| What this task involves |
Every line that holds the string "index" is to be identified and copied.

| Data block |
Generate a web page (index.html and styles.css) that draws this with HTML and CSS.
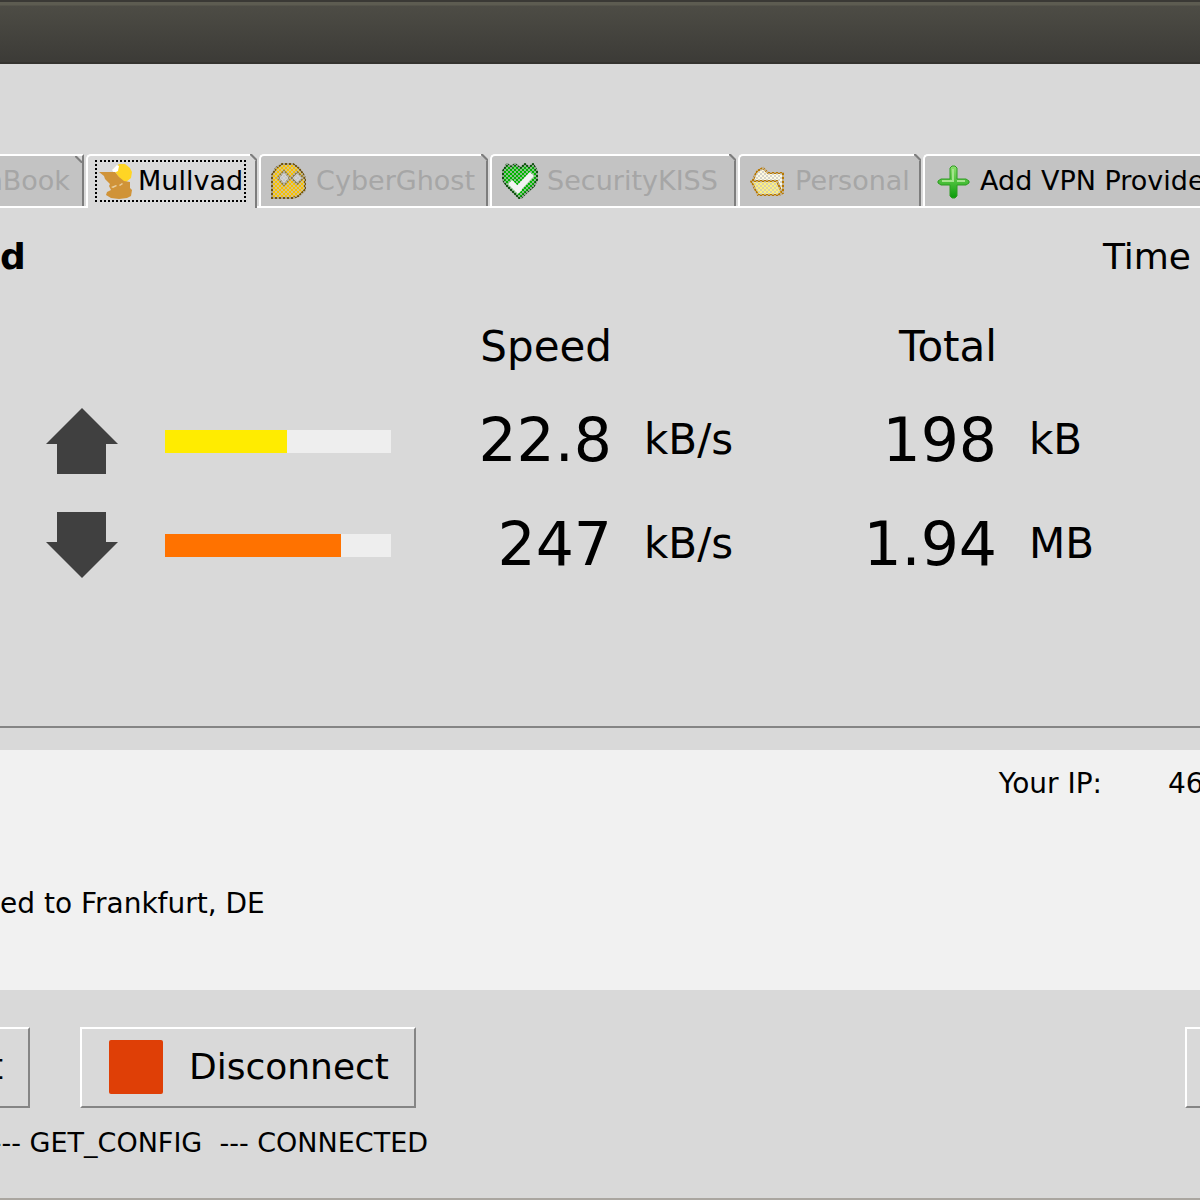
FILE: index.html
```html
<!DOCTYPE html>
<html lang="en">
<head>
<meta charset="utf-8">
<title>VPN Client</title>
<link rel="stylesheet" href="styles.css">
</head>
<body>
<header class="titlebar"></header>
<main class="window">
  <nav class="tabs" role="tablist">
    <button class="tab tab-clipped" role="tab" disabled>nBook</button>
    <button class="tab tab-active" role="tab" aria-selected="true">
      <span class="focus">
        <svg class="icon icon-narrow" viewBox="0 0 34 36" aria-hidden="true">
          <path fill="#ffd524" d="M14 6 20 1l6 0 5 4 2 4-1 6-5 4-5-2-5-7-3-2z"/>
          <path fill="#fff" d="M13 7 18 2l2 1-1 5-4 2z"/>
          <path fill="#d09338" d="M0 9l16 0 4 5 5 4 6 1v6l2 2-1 6-4 2-8 1-8-1-5-3 1-3 4-2-2-4 1-2-5-5-1-3z"/>
          <path fill="#ead0a0" d="M12 24l5-2 1 1-4 2zM20 22l3-2 1 1-3 2z"/>
        </svg>
        Mullvad
      </span>
    </button>
    <button class="tab tab-medium" role="tab" disabled>
      <svg class="icon" viewBox="0 0 36 36" aria-hidden="true">
        <defs>
          <pattern id="dots" width="4" height="4" patternUnits="userSpaceOnUse">
            <path fill="#c3c3c3" fill-opacity=".7" d="M0 0h2v2H0zM2 2h2v2H2z"/>
          </pattern>
        </defs>
        <path fill="#f8c000" stroke="#705410" stroke-width="2" d="M1 35V12L5 5l6-4h11l6 4 4 6 2 4v12l-6 6-6 2z"/>
        <path fill="#d4d4d4" stroke="#8c7a40" stroke-width="2" d="M7 15l6-7 6 7-6 7zM20 15l6-6 6 6-6 6z"/>
        <path fill="url(#dots)" d="M0 0h36v36H0z"/>
      </svg>
      CyberGhost
    </button>
    <button class="tab tab-wide" role="tab" disabled>
      <svg class="icon" viewBox="0 0 36 36" aria-hidden="true">
        <path fill="#00b400" stroke="#105010" stroke-width="2" d="M1 8 5 1l4 3 4-3 5 4 5-4 4 3 4-3 4 7v9l-3 6-8 7-6 6-6-6-7-7-4-6z"/>
        <path fill="url(#dots)" d="M0 0h36v36H0z"/>
        <path fill="none" stroke="#f2f2f2" stroke-width="6" d="M8 19l10 10M14 28 30 11"/>
      </svg>
      SecurityKISS
    </button>
    <button class="tab tab-small" role="tab" disabled>
      <svg class="icon" viewBox="0 0 36 36" aria-hidden="true">
        <path fill="#fffbe0" stroke="#b87800" stroke-width="2" d="M3 17 7 8l6-3 5 5h15v20l-4 2H9z"/>
        <path fill="#fff080" stroke="#b87800" stroke-width="2" d="M1 18h26l5 12-4 2H8z"/>
        <path fill="url(#dots)" d="M0 0h36v36H0z"/>
      </svg>
      Personal
    </button>
    <button class="tab tab-add" role="tab">
      <svg class="icon" viewBox="0 0 36 36" aria-hidden="true">
        <defs>
          <linearGradient id="plus" x1="0" y1="0" x2="0" y2="1">
            <stop offset="0" stop-color="#8fe070"/>
            <stop offset=".5" stop-color="#4bc03a"/>
            <stop offset="1" stop-color="#0a9a0a"/>
          </linearGradient>
        </defs>
        <path fill="url(#plus)" stroke="#2f9c22" stroke-width="1" stroke-linejoin="round" d="M17 3h3l2 2v11h9l3 2v2l-3 2h-9v11l-2 2h-3l-2-2V22H6l-3-2v-2l3-2h9V5z"/>
        <path fill="none" stroke="#a5e48d" stroke-width="2" d="M18 6v12H7M22 18h8"/>
      </svg>
      Add VPN Provider
    </button>
  </nav>

  <section class="panel">
    <div class="panel-head">
      <strong>d</strong>
      <span class="time">Time</span>
    </div>
    <table class="stats">
      <colgroup>
        <col class="col-arrow"><col class="col-bar"><col class="col-speed"><col class="col-unit"><col class="col-total"><col>
      </colgroup>
      <thead>
        <tr><td></td><td></td><th scope="col">Speed</th><td></td><th scope="col">Total</th><td></td></tr>
      </thead>
      <tbody>
        <tr>
          <td class="arrow"><svg viewBox="0 0 72 66" aria-label="Upload"><path d="M36 0 72 36H60v30H11V36H0z"/></svg></td>
          <td><div class="bar"><div class="fill fill-up" style="width:54%"></div></div></td>
          <td class="value">22.8</td><td class="unit">kB/s</td>
          <td class="value">198</td><td class="unit">kB</td>
        </tr>
        <tr>
          <td class="arrow"><svg viewBox="0 0 72 66" aria-label="Download"><path d="M36 66 72 30H60V0H11v30H0z"/></svg></td>
          <td><div class="bar"><div class="fill fill-down" style="width:78%"></div></div></td>
          <td class="value">247</td><td class="unit">kB/s</td>
          <td class="value">1.94</td><td class="unit">MB</td>
        </tr>
      </tbody>
    </table>
  </section>

  <section class="info">
    <div class="ip"><span>Your IP:</span><span class="ip-value">46</span></div>
    <p class="status">ed to Frankfurt, DE</p>
  </section>

  <footer class="footer">
    <div class="actions">
      <button class="action action-left">t</button>
      <button class="action"><span class="stop"></span>Disconnect</button>
      <button class="action action-right" aria-label="More"></button>
    </div>
    <p class="log">--- GET_CONFIG&nbsp; --- CONNECTED</p>
  </footer>
</main>
</body>
</html>
```
FILE: styles.css
```css
* {
  box-sizing: border-box;
}

body {
  margin: 0;
  overflow-x: hidden;
  background: #d9d9d9;
  color: #000;
  font: 27px/32px "DejaVu Sans", sans-serif;
}

button {
  margin: 0;
  font: inherit;
  color: inherit;
}

p {
  margin: 0;
}

.titlebar {
  height: 64px;
  border-top: 2px solid #3a3935;
  border-bottom: 2px solid #34332f;
  background: linear-gradient(#5d5c51 0, #5d5c51 3px, #4d4c45 4px, #3c3b37 100%);
}

.window {
  padding-top: 90px;
  border-bottom: 2px solid #aaa6a0;
}

/* Tabs */
.tabs {
  display: flex;
  gap: 2px;
  height: 54px;
  overflow: hidden;
  white-space: nowrap;
  background: linear-gradient(#fff, #fff) bottom / 100% 2px no-repeat;
}

.tab {
  position: relative;
  display: flex;
  flex: none;
  align-items: center;
  gap: 9px;
  height: 52px;
  padding: 0 12px 0 10px;
  border: 2px solid #fff;
  border-right-color: #7d7d7d;
  border-bottom: 0;
  border-radius: 5px 0 0 0;
  background: #c3c3c3;
}

.tab::after {
  content: "";
  position: absolute;
  top: -2px;
  right: -2px;
  width: 7px;
  height: 7px;
  background: linear-gradient(45deg, #c3c3c3 40%, #7d7d7d 45%, #7d7d7d 62%, #d9d9d9 66%);
}

.tab:disabled {
  color: #a6a6a6;
}

.tab-small { width: 183px; }
.tab-medium { width: 229px; }
.tab-wide { width: 246px; }

.tab-clipped {
  justify-content: flex-end;
  width: 84px;
  overflow: hidden;
  border-left: 0;
  border-radius: 0;
}

.tab-clipped::after {
  top: 0;
  right: 0;
}

.tab-active {
  height: 54px;
  padding: 0 9px 2px 7px;
  background: #d9d9d9;
}

.tab-active::after {
  background: linear-gradient(45deg, #d9d9d9 40%, #7d7d7d 45%, #7d7d7d 62%, #d9d9d9 66%);
}

.focus {
  display: flex;
  align-items: center;
  gap: 5px;
  height: 42px;
  padding: 0 1px 0 2px;
  border: 2px dotted #000;
}

.icon {
  flex: none;
  width: 36px;
  height: 36px;
}

.icon-narrow {
  width: 34px;
}

/* Connection panel */
.panel {
  padding-bottom: 129px;
  border-bottom: 2px solid #858585;
}

.panel-head {
  display: flex;
  align-items: center;
  justify-content: space-between;
  height: 97px;
  padding-right: 9px;
  font-size: 36px;
}

.stats {
  width: 100%;
  table-layout: fixed;
  border-collapse: collapse;
  font-size: 42px;
  line-height: 50px;
}

.stats th,
.stats td {
  padding: 0;
  font-weight: normal;
  text-align: right;
  vertical-align: middle;
}

.stats thead tr {
  height: 84px;
}

.stats tbody tr {
  height: 104px;
}

.col-arrow { width: 165px; }
.col-bar { width: 226px; }
.col-speed { width: 221px; }
.col-unit { width: 200px; }
.col-total { width: 185px; }

.stats .arrow {
  padding-left: 46px;
  text-align: left;
}

.arrow svg {
  display: block;
  width: 72px;
  height: 66px;
  fill: #404040;
}

.bar {
  height: 23px;
  background: #eee;
}

.fill {
  height: 100%;
}

.fill-up { background: #ffec00; }
.fill-down { background: #ff7200; }

.stats .value {
  padding-bottom: 2px;
  font-size: 60px;
}

.stats .unit {
  padding: 0 0 2px 32px;
  text-align: left;
}

/* Address and status */
.info {
  margin-top: 22px;
  background: #f1f1f1;
  font-size: 28px;
}

.ip {
  display: flex;
  align-items: center;
  justify-content: flex-end;
  gap: 66px;
  height: 68px;
}

.ip-value {
  width: 32px;
}

.status {
  padding: 70px 0;
}

/* Footer */
.footer {
  padding-top: 37px;
}

.actions {
  display: flex;
  gap: 50px;
  height: 81px;
}

.action {
  display: flex;
  align-items: center;
  gap: 26px;
  padding: 0 25px 2px 27px;
  border: 2px solid #fff;
  border-right-color: #858585;
  border-bottom-color: #858585;
  background: #d9d9d9;
  font-size: 36px;
}

.action-left {
  justify-content: flex-end;
  width: 30px;
  padding-left: 0;
  overflow: hidden;
  border-left: 0;
}

.action-right {
  width: 15px;
  margin-left: auto;
  padding: 0;
  border-right: 0;
}

.stop {
  width: 54px;
  height: 54px;
  border-radius: 2px;
  background: #df3f06;
}

.log {
  display: flex;
  justify-content: flex-end;
  width: 428px;
  padding: 19px 0 39px;
  white-space: nowrap;
}
```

| Answer to the task |
Generate a web page (index.html and styles.css) that draws this with HTML and CSS.
FILE: index.html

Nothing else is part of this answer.